- **Problem to work on**
Each line from the one containing "Output the web" through the one containing "160v64h32v64h-32v64H64V160h480m16-64H48c-26.51 0-48 21.49-48" must be echoed exactly, endpoints included, and every other line omitted.

- **Task material**
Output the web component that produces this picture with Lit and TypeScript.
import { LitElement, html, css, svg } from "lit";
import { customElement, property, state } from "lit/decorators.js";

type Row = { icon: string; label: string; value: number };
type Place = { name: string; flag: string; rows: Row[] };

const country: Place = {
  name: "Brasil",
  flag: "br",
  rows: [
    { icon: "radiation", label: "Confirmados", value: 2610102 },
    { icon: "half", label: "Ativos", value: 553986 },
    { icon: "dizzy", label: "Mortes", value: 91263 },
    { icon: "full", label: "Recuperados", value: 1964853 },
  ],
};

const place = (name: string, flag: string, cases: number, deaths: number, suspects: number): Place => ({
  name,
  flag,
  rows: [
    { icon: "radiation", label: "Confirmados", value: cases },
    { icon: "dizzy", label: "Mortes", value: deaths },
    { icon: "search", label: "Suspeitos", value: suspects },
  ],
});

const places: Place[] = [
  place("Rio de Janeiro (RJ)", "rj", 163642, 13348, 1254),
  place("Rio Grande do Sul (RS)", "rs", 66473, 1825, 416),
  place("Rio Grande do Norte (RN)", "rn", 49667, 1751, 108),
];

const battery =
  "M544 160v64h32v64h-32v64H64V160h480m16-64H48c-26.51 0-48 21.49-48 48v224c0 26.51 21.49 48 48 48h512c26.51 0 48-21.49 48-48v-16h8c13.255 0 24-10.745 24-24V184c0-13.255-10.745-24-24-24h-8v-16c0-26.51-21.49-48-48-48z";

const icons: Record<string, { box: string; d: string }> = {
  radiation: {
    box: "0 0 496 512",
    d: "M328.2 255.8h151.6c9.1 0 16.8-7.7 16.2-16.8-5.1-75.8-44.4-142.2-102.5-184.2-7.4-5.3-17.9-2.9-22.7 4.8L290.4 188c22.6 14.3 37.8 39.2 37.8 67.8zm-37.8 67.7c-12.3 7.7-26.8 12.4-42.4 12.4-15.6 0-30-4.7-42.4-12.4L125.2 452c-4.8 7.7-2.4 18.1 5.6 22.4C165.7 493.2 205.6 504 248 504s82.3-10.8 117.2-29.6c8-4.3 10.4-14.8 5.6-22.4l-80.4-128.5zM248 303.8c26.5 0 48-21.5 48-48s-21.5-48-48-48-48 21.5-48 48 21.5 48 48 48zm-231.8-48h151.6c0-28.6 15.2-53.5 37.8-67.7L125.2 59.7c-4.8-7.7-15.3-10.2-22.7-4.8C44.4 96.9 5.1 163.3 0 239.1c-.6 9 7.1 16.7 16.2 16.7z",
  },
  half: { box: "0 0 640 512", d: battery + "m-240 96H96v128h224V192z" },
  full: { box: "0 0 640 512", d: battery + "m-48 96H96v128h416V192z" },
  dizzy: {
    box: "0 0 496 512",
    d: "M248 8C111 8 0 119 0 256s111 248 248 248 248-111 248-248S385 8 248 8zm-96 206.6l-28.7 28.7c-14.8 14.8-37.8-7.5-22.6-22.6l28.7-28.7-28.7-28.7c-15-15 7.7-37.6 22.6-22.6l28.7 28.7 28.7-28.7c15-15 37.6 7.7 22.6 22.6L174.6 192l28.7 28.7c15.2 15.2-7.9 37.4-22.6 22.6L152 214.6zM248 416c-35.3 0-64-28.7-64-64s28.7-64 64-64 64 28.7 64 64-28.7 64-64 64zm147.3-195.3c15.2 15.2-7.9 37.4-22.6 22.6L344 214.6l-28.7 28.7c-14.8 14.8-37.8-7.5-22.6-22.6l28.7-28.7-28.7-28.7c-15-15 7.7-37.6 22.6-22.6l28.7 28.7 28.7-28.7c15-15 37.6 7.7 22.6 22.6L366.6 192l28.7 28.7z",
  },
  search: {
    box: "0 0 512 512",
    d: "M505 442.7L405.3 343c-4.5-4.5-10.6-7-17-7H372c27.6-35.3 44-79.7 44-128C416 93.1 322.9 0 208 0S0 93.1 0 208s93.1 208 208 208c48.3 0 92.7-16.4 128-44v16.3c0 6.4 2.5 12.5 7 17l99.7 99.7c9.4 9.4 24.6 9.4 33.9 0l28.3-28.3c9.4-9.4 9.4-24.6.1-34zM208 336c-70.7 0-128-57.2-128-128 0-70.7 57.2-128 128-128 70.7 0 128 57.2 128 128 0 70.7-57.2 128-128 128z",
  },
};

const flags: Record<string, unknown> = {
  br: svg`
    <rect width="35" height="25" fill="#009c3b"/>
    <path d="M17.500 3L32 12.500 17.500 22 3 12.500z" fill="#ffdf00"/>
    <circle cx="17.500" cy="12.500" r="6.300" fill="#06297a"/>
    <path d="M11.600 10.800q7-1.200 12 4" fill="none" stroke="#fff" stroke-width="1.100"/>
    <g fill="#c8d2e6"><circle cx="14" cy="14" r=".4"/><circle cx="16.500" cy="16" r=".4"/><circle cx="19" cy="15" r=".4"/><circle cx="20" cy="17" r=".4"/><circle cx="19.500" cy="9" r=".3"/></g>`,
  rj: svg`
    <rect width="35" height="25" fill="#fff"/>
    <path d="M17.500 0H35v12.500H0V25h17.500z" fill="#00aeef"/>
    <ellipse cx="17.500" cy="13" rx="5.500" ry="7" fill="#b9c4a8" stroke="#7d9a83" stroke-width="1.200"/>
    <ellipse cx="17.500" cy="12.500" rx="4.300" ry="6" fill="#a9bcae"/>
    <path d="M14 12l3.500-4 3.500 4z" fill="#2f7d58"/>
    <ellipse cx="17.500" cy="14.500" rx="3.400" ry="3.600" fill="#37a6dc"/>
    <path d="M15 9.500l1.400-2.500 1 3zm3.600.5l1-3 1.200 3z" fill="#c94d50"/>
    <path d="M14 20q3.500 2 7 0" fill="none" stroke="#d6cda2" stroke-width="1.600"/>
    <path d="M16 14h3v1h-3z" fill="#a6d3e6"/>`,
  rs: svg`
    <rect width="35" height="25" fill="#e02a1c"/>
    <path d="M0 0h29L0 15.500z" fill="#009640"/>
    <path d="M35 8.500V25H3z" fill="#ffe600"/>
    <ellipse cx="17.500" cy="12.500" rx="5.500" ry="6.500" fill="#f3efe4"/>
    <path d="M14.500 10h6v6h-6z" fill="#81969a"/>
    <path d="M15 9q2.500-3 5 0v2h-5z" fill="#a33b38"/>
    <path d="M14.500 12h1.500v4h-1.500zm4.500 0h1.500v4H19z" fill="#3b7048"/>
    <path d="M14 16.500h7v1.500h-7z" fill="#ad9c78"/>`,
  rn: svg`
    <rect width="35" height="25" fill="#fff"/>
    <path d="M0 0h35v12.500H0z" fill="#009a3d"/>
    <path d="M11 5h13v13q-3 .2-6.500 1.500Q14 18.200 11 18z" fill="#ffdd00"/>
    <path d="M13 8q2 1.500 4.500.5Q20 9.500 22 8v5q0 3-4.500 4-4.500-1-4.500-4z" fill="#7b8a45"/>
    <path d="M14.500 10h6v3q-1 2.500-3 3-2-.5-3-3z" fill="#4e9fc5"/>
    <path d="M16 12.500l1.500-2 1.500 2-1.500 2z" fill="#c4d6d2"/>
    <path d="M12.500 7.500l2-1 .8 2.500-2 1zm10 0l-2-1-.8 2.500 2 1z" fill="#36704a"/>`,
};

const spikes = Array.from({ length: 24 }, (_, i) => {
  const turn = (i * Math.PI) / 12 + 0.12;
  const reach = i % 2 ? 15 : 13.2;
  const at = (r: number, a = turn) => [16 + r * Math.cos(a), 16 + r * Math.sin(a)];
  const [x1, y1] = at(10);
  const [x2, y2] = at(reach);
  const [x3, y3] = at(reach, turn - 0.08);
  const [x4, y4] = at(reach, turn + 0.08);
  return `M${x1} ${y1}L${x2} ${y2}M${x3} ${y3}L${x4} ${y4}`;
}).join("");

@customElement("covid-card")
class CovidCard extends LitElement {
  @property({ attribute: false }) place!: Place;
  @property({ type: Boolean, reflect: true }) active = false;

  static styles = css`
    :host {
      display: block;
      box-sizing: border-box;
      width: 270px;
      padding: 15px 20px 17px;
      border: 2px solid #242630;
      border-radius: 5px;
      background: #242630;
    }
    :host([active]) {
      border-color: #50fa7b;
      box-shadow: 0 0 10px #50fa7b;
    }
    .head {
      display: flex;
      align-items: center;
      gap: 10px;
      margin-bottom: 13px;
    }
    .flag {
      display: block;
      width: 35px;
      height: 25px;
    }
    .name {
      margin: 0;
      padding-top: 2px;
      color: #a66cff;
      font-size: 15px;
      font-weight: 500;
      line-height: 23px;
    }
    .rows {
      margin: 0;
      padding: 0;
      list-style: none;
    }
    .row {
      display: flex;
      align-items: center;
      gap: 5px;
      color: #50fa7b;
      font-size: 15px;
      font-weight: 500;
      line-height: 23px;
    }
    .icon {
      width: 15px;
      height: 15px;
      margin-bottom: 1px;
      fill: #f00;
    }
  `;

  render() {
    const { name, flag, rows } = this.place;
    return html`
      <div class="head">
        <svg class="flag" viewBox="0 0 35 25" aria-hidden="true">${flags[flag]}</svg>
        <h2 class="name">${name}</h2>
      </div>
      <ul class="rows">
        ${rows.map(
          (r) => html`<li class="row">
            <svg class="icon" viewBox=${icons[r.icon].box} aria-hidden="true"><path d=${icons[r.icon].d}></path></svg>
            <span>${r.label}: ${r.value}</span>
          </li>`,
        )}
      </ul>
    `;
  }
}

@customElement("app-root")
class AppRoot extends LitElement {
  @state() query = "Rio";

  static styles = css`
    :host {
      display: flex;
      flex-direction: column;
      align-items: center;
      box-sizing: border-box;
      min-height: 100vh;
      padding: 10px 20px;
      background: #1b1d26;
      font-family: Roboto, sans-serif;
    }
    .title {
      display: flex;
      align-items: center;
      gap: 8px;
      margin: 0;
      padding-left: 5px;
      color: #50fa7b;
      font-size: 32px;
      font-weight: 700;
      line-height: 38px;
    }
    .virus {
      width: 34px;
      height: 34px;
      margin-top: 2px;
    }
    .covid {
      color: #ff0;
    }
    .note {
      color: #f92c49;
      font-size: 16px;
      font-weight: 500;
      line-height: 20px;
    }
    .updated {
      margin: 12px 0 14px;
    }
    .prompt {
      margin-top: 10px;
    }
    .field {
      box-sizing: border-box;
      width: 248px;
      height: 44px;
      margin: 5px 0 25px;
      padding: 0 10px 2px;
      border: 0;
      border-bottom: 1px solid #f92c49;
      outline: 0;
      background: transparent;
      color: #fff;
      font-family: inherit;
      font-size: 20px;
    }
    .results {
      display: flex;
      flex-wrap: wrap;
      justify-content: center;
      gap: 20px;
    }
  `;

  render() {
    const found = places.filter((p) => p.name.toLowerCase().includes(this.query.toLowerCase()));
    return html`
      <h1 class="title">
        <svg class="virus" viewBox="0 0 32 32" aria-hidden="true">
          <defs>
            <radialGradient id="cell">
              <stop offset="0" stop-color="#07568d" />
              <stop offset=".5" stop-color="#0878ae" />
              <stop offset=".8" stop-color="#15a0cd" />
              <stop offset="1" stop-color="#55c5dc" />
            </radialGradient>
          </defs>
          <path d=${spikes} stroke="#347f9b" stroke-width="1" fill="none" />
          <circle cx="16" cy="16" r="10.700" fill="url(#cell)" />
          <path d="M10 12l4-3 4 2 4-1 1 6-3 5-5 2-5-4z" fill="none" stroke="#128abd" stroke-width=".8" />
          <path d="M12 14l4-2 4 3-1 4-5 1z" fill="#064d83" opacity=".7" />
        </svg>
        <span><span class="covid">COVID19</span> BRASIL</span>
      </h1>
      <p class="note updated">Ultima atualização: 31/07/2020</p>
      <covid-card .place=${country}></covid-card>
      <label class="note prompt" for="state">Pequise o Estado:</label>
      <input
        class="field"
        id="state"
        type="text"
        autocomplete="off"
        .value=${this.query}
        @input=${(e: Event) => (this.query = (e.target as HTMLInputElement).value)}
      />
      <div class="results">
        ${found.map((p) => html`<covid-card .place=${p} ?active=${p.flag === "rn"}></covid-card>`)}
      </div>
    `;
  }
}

...

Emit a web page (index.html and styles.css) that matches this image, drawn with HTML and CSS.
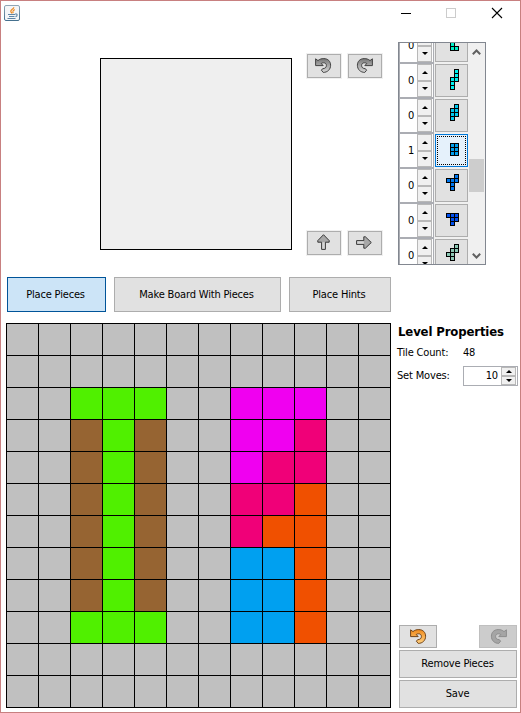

- **Task result**
Output the web component that produces this picture with Lit and TypeScript.
import { LitElement, html, css, svg } from "lit";
import { customElement, property, state } from "lit/decorators.js";

type Row = { icon: string; label: string; value: number };
type Place = { name: string; flag: string; rows: Row[] };

const country: Place = {
  name: "Brasil",
  flag: "br",
  rows: [
    { icon: "radiation", label: "Confirmados", value: 2610102 },
    { icon: "half", label: "Ativos", value: 553986 },
    { icon: "dizzy", label: "Mortes", value: 91263 },
    { icon: "full", label: "Recuperados", value: 1964853 },
  ],
};

const place = (name: string, flag: string, cases: number, deaths: number, suspects: number): Place => ({
  name,
  flag,
  rows: [
    { icon: "radiation", label: "Confirmados", value: cases },
    { icon: "dizzy", label: "Mortes", value: deaths },
    { icon: "search", label: "Suspeitos", value: suspects },
  ],
});

const places: Place[] = [
  place("Rio de Janeiro (RJ)", "rj", 163642, 13348, 1254),
  place("Rio Grande do Sul (RS)", "rs", 66473, 1825, 416),
  place("Rio Grande do Norte (RN)", "rn", 49667, 1751, 108),
];

const battery =
  "M544 160v64h32v64h-32v64H64V160h480m16-64H48c-26.51 0-48 21.49-48 48v224c0 26.51 21.49 48 48 48h512c26.51 0 48-21.49 48-48v-16h8c13.255 0 24-10.745 24-24V184c0-13.255-10.745-24-24-24h-8v-16c0-26.51-21.49-48-48-48z";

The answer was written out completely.